Hi,
I'm doing some math calculations in a code. I noticed something strange in the code below:
a = imread('C:\tqPixels.png'); I = rgb2gray(a);
exp = I.^2
As tqPixels.png is an image with only 4 white pixels (all have 255 value), I thought that exp variable value would be each value powered to itself (255 * 255):
exp = [65025, 65025; 65025, 65025]
However, when I saw exp value in the results, it had the same values variable "I" had:
exp = [255, 255; 255, 255]
Sorry if this is very simple, but why .^2 does not work as it should?
I'm attaching the image and the code here for you to test.

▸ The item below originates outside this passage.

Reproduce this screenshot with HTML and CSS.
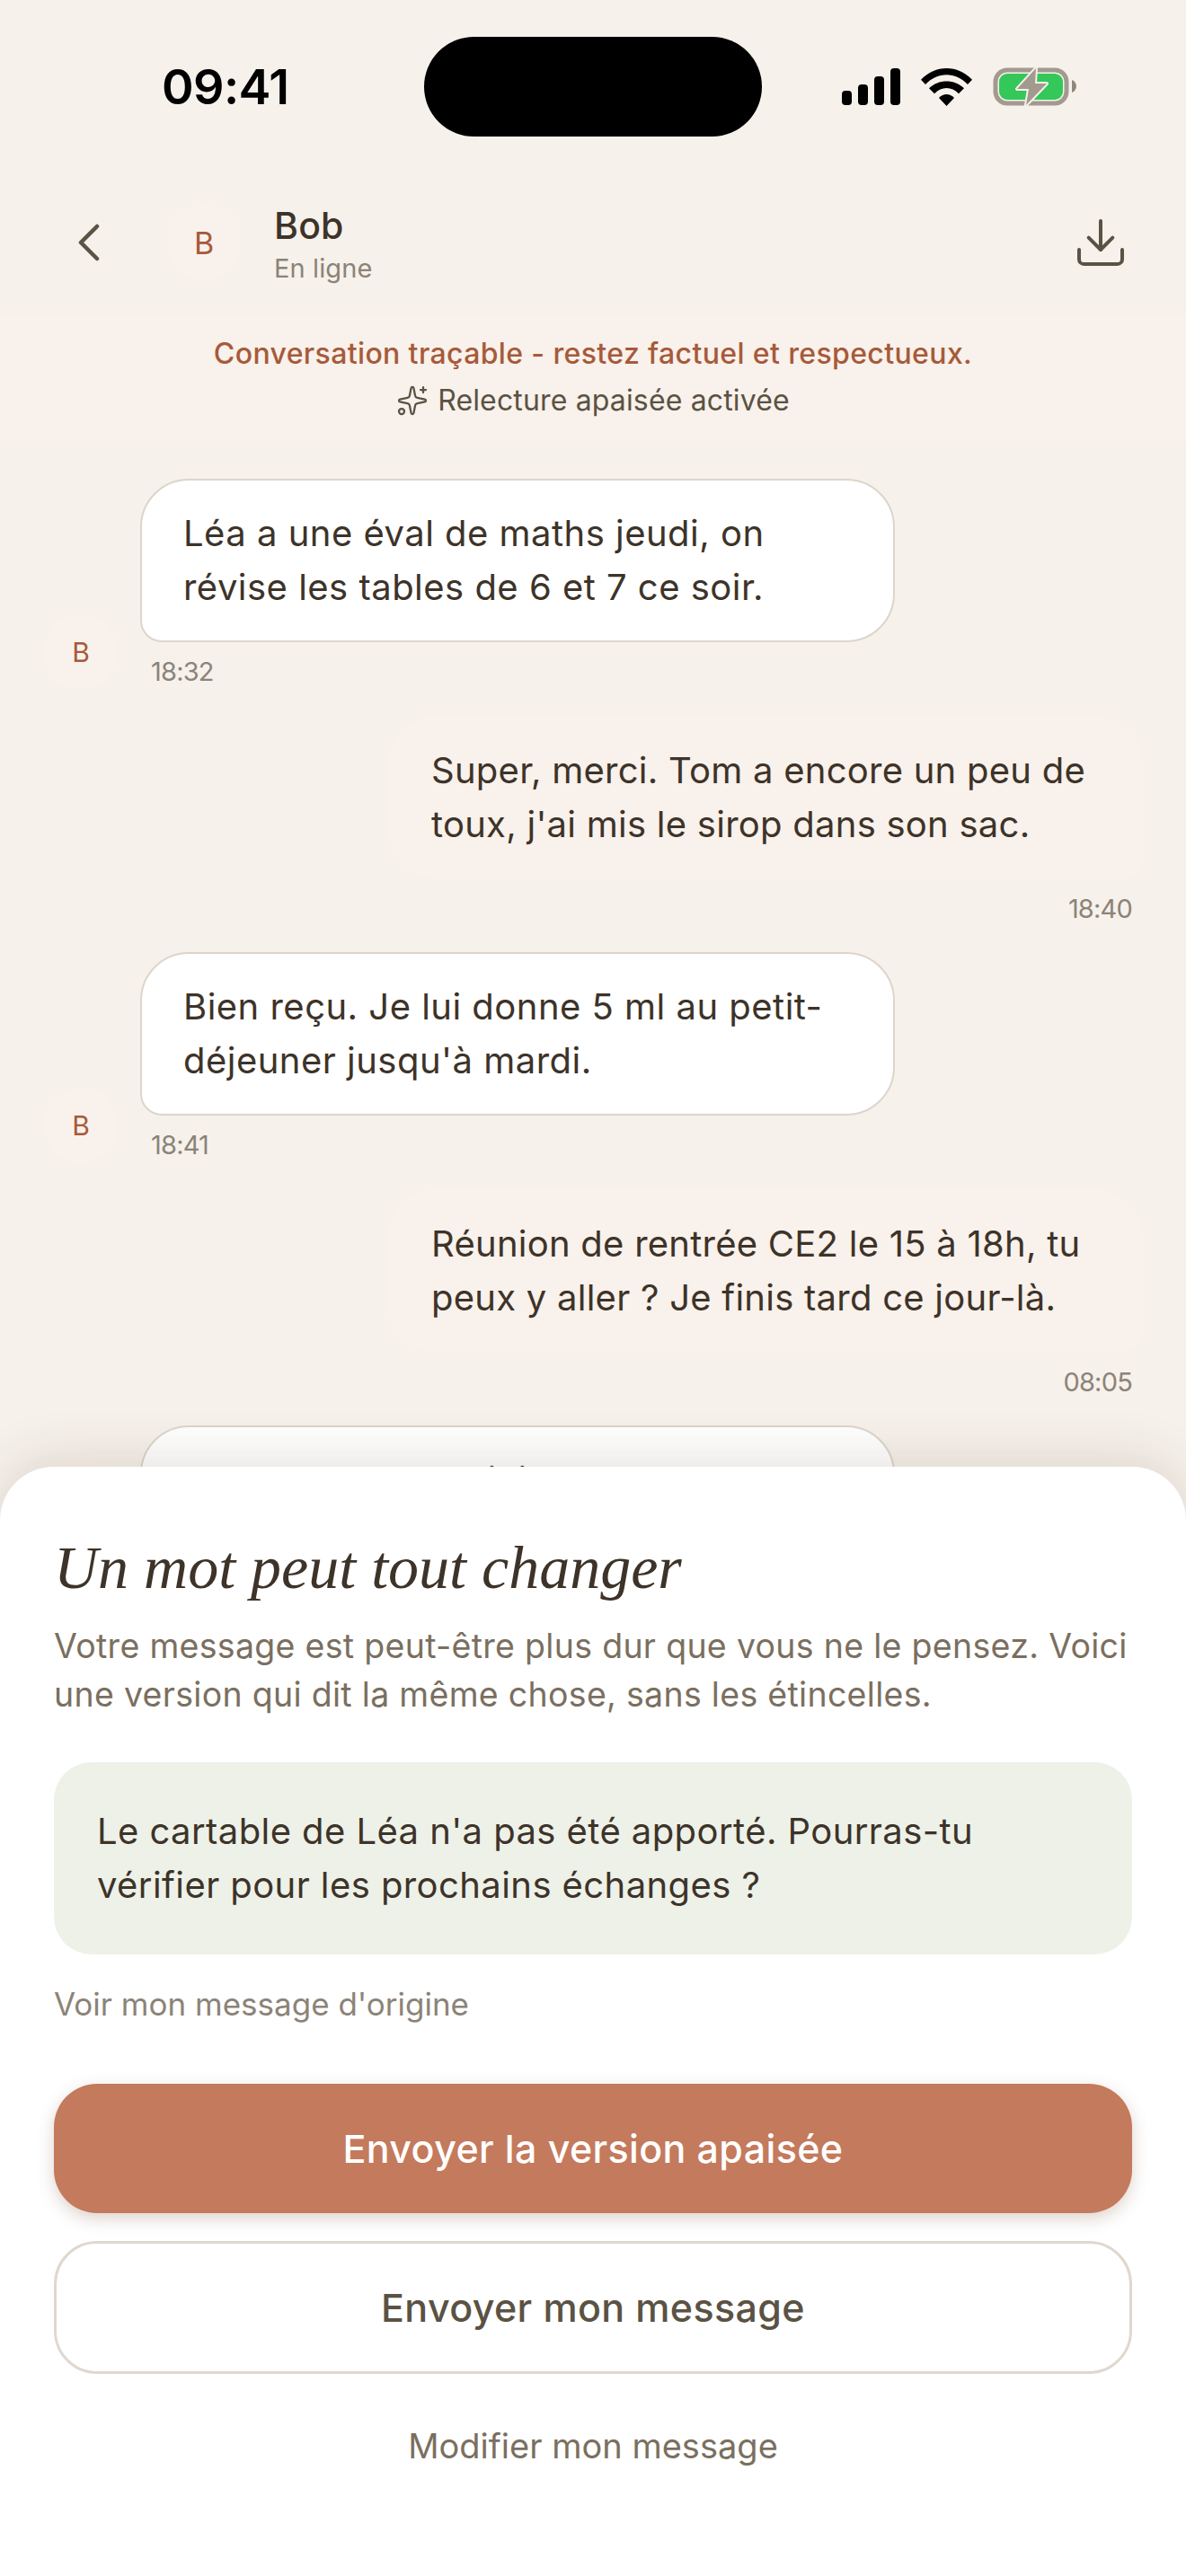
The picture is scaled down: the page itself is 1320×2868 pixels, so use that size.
FILE: index.html
```html
<!DOCTYPE html>
<html lang="fr">
<head>
    <meta charset="UTF-8">
    <title>Conversation avec Bob</title>
    <link rel="stylesheet" href="styles.css">
</head>
<body>
<div class="screen">
    <div class="status-bar">
        <span class="time">09:41</span>
        <div class="island"></div>
        <div class="status-icons">
            <div class="signal">
                <span class="bar bar-1"></span>
                <span class="bar bar-2"></span>
                <span class="bar bar-3"></span>
                <span class="bar bar-4"></span>
            </div>
            <svg class="wifi" width="57" height="42" viewBox="0 0 57 42">
                <path d="M0 12.7C16 -4.2 41 -4.2 57 12.7L52 18C38.500 3.500 18.500 3.500 5 18Z"/>
                <path d="M9 22.300C19.500 11.800 37.500 11.800 48 22.300L42 28.300C34 20 23 20 15 28.300Z"/>
                <path d="M20 33C25 27.700 32 27.700 37 33L28.500 42Z"/>
            </svg>
            <svg class="battery" width="93" height="43" viewBox="0 0 93 43">
                <rect x="3" y="3" width="79" height="37" rx="13" fill="none" stroke="#a39a8f" stroke-width="5"/>
                <rect x="7" y="7" width="71" height="29" rx="9" fill="#34c759"/>
                <path d="M88 14C91 15 93 18 93 21C93 24 91 27 88 28Z" fill="#8f877c"/>
                <path d="M48 1L27 24H40L37 42L60 18H47Z" fill="#a39a8f" stroke="#f6f1eb" stroke-width="4" stroke-linejoin="round" paint-order="stroke"/>
            </svg>
        </div>
    </div>

    <header class="chat-header">
        <svg class="back-icon" width="72" height="72" viewBox="0 0 24 24">
            <path d="m15 18-6-6 6-6"/>
        </svg>
        <div class="avatar avatar-header">B</div>
        <div class="contact">
            <div class="contact-name">Bob</div>
            <div class="contact-state">En ligne</div>
        </div>
        <svg class="download-icon" width="64" height="64" viewBox="0 0 24 24">
            <path d="M21 15v4a2 2 0 0 1-2 2H5a2 2 0 0 1-2-2v-4"/>
            <path d="m7 10 5 5 5-5"/>
            <path d="M12 15V3"/>
        </svg>
    </header>

    <div class="banner">
        <div class="banner-warning">Conversation traçable - restez factuel et respectueux.</div>
        <div class="banner-review">
            <svg class="sparkle-icon" width="36" height="36" viewBox="0 0 24 24">
                <path d="M11.017 2.814a1 1 0 0 1 1.966 0l1.051 5.558a2 2 0 0 0 1.594 1.594l5.558 1.051a1 1 0 0 1 0 1.966l-5.558 1.051a2 2 0 0 0-1.594 1.594l-1.051 5.558a1 1 0 0 1-1.966 0l-1.051-5.558a2 2 0 0 0-1.594-1.594l-5.558-1.051a1 1 0 0 1 0-1.966l5.558-1.051a2 2 0 0 0 1.594-1.594z"/>
                <path d="M20 2v4"/>
                <path d="M22 4h-4"/>
                <circle cx="4" cy="20" r="2"/>
            </svg>
            <span>Relecture apaisée activée</span>
        </div>
    </div>

    <div class="messages">
        <div class="row row-in">
            <div class="avatar avatar-small">B</div>
            <div class="msg">
                <div class="bubble bubble-in">Léa a une éval de maths jeudi, on<br>révise les tables de 6 et 7 ce soir.</div>
                <div class="msg-time">18:32</div>
            </div>
        </div>
        <div class="row row-out">
            <div class="msg">
                <div class="bubble bubble-out">Super, merci. Tom a encore un peu de<br>toux, j'ai mis le sirop dans son sac.</div>
                <div class="msg-time">18:40</div>
            </div>
        </div>
        <div class="row row-in">
            <div class="avatar avatar-small">B</div>
            <div class="msg">
                <div class="bubble bubble-in">Bien reçu. Je lui donne 5 ml au petit-<br>déjeuner jusqu'à mardi.</div>
                <div class="msg-time">18:41</div>
            </div>
        </div>
        <div class="row row-out">
            <div class="msg">
                <div class="bubble bubble-out">Réunion de rentrée CE2 le 15 à 18h, tu<br>peux y aller ? Je finis tard ce jour-là.</div>
                <div class="msg-time">08:05</div>
            </div>
        </div>
        <div class="row row-in">
            <div class="avatar avatar-small"></div>
            <div class="msg">
                <div class="bubble bubble-in">Non, pas de souci, je le note.</div>
            </div>
        </div>
    </div>

    <div class="sheet">
        <h2 class="sheet-title">Un mot peut tout changer</h2>
        <p class="sheet-text">Votre message est peut-être plus dur que vous ne le pensez. Voici<br>une version qui dit la même chose, sans les étincelles.</p>
        <div class="suggestion">Le cartable de Léa n'a pas été apporté. Pourras-tu<br>vérifier pour les prochains échanges ?</div>
        <div class="original-link">Voir mon message d'origine</div>
        <button class="btn btn-primary">Envoyer la version apaisée</button>
        <button class="btn btn-secondary">Envoyer mon message</button>
        <div class="edit-link">Modifier mon message</div>
    </div>
</div>
</body>
</html>
```

FILE: styles.css
```css
* {
    box-sizing: border-box;
}
body {
    margin: 0;
    font-family: Inter, "Noto Sans", sans-serif;
    background-color: #f6f1eb;
    color: #3d3329;
}
.screen {
    position: relative;
    width: 1320px;
    height: 2868px;
    overflow: hidden;
}

/* status bar */
.status-bar {
    height: 190px;
    padding: 41px 0 0 180px;
    display: flex;
    align-items: flex-start;
}
.time {
    width: 140px;
    height: 111px;
    line-height: 111px;
    font-size: 54px;
    font-weight: 600;
    letter-spacing: -0.6px;
    color: #000;
}
.island {
    width: 376px;
    height: 111px;
    margin-left: 152px;
    border-radius: 56px;
    background: #000;
}
.status-icons {
    width: 261px;
    height: 111px;
    margin-left: 89px;
    display: flex;
    align-items: center;
    justify-content: space-between;
}
.signal {
    display: flex;
    align-items: flex-end;
    gap: 7px;
    height: 41px;
}
.bar {
    width: 11px;
    border-radius: 4px;
    background: #000;
}
.bar-1 { height: 16px; }
.bar-2 { height: 23px; }
.bar-3 { height: 32px; }
.bar-4 { height: 41px; }

/* header */
.chat-header {
    height: 160px;
    padding: 0 63px 0 63px;
    display: flex;
    align-items: center;
}
.back-icon, .download-icon, .sparkle-icon {
    fill: none;
    stroke: #5a5244;
    stroke-width: 1.5;
    stroke-linecap: round;
    stroke-linejoin: round;
}
.avatar {
    display: flex;
    align-items: center;
    justify-content: center;
    width: 84px;
    height: 84px;
    flex-shrink: 0;
    border-radius: 50%;
    background: #f9f1eb;
    color: #a65a3a;
}
.avatar-header {
    margin-left: 50px;
    font-size: 34px;
}
.avatar-small {
    margin-bottom: 2px;
    font-size: 30px;
}
.contact {
    margin-left: 36px;
    padding-top: 3px;
    flex: 1;
}
.contact-name {
    font-size: 41px;
    line-height: 54px;
    font-weight: 500;
    letter-spacing: 0.2px;
}
.contact-state {
    font-size: 29px;
    line-height: 42px;
    letter-spacing: 0.1px;
    color: #8c8378;
}

/* banner */
.banner {
    padding: 18px 0;
    background: #f9f1eb;
    text-align: center;
    font-size: 32px;
    line-height: 52px;
}
.banner-warning {
    color: #a65a3a;
    font-weight: 500;
    letter-spacing: 0.37px;
}
.banner-review {
    display: flex;
    align-items: center;
    justify-content: center;
    gap: 10px;
    letter-spacing: 0.15px;
    color: #5a5244;
}

/* messages */
.messages {
    padding: 43px 48px 0;
    display: flex;
    flex-direction: column;
    gap: 26.5px;
}
.row {
    display: flex;
    align-items: flex-end;
    gap: 24px;
}
.row-out {
    justify-content: flex-end;
}
.msg {
    width: 840px;
}
.bubble {
    padding: 29px 46px;
    border: 2px solid transparent;
    border-radius: 54px;
    font-size: 40px;
    line-height: 60px;
    letter-spacing: 0.48px;
}
.bubble-in {
    background: #fff;
    border-color: #ddd5cb;
    border-bottom-left-radius: 24px;
}
.bubble-out {
    background: #f9f1eb;
    border-color: #f9f1eb;
    border-bottom-right-radius: 24px;
    letter-spacing: 0.25px;
}
.msg-time {
    margin-top: 10px;
    padding: 0 12px;
    font-size: 29px;
    line-height: 45px;
    letter-spacing: -0.8px;
    color: #8c8378;
}
.row-out .msg-time {
    text-align: right;
}

/* bottom sheet */
.sheet {
    position: absolute;
    left: 0;
    right: 0;
    bottom: 0;
    height: 1235px;
    padding: 70px 60px 0;
    background: #fff;
    border-radius: 60px 60px 0 0;
    box-shadow: 0 -8px 60px rgba(70, 50, 30, 0.14);
}
.sheet-title {
    margin: 0;
    font-family: "Liberation Serif", serif;
    font-style: italic;
    font-weight: 400;
    font-size: 68px;
    line-height: 84px;
}
.sheet-text {
    margin: 19px 0 0;
    font-size: 37.5px;
    line-height: 54px;
    letter-spacing: 0.3px;
    color: #7a6f60;
}
.suggestion {
    margin-top: 48px;
    padding: 47px 48px;
    border-radius: 42px;
    background: #edf1e8;
    font-size: 40px;
    line-height: 60px;
    letter-spacing: 0.42px;
}
.original-link {
    margin-top: 32px;
    font-size: 35px;
    line-height: 46px;
    color: #8c8378;
}
.btn {
    display: block;
    width: 100%;
    border-radius: 48px;
    font-family: inherit;
    font-size: 43px;
    font-weight: 500;
    letter-spacing: 0.36px;
}
.btn-primary {
    margin-top: 66px;
    height: 144px;
    border: none;
    background: #c47a5c;
    color: #fff;
    box-shadow: 0 6px 18px rgba(120, 80, 50, 0.25);
}
.btn-secondary {
    margin-top: 31px;
    height: 148px;
    border: 3px solid #e0d8ce;
    background: #fff;
    color: #5a5244;
}
.edit-link {
    margin-top: 54px;
    text-align: center;
    font-size: 38px;
    line-height: 52px;
    color: #7a6f60;
}
```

I really appreciate any suggestions on this.
a = imread('C:\tqPixels.png');
I = rgb2gray(a);
exp1 = I.^2;

 採用された回答

Roger Stafford
Roger Stafford 2016 年 6 月 17 日

1 投票

I think you need to convert I to ‘double’ before doing the exponentiation on it. As it is, I believe it is ‘uint8’ type and anything above 255 is set down to just 255. Do this:
exp1 = double(I).^2

4 件のコメント

Image Analyst
Image Analyst 2016 年 6 月 17 日
Note how Roger doesn't use exp for the variable name like you did. exp is a built-in function and you should not use it as a variable name.
Steven Lord
Steven Lord 2016 年 6 月 17 日
This saturation behavior is described in the "Largest and Smallest Values for Integer Classes" section on this documentation page.
Queila Martins
Queila Martins 2016 年 6 月 17 日
That's true, Image Analyst (about variable's name). Thank you for pointing that :D
Also thank you Steven for the link. Very useful!!
Queila Martins
Queila Martins 2016 年 6 月 17 日
Roger, it worked! Now it makes sense. Thank you so much!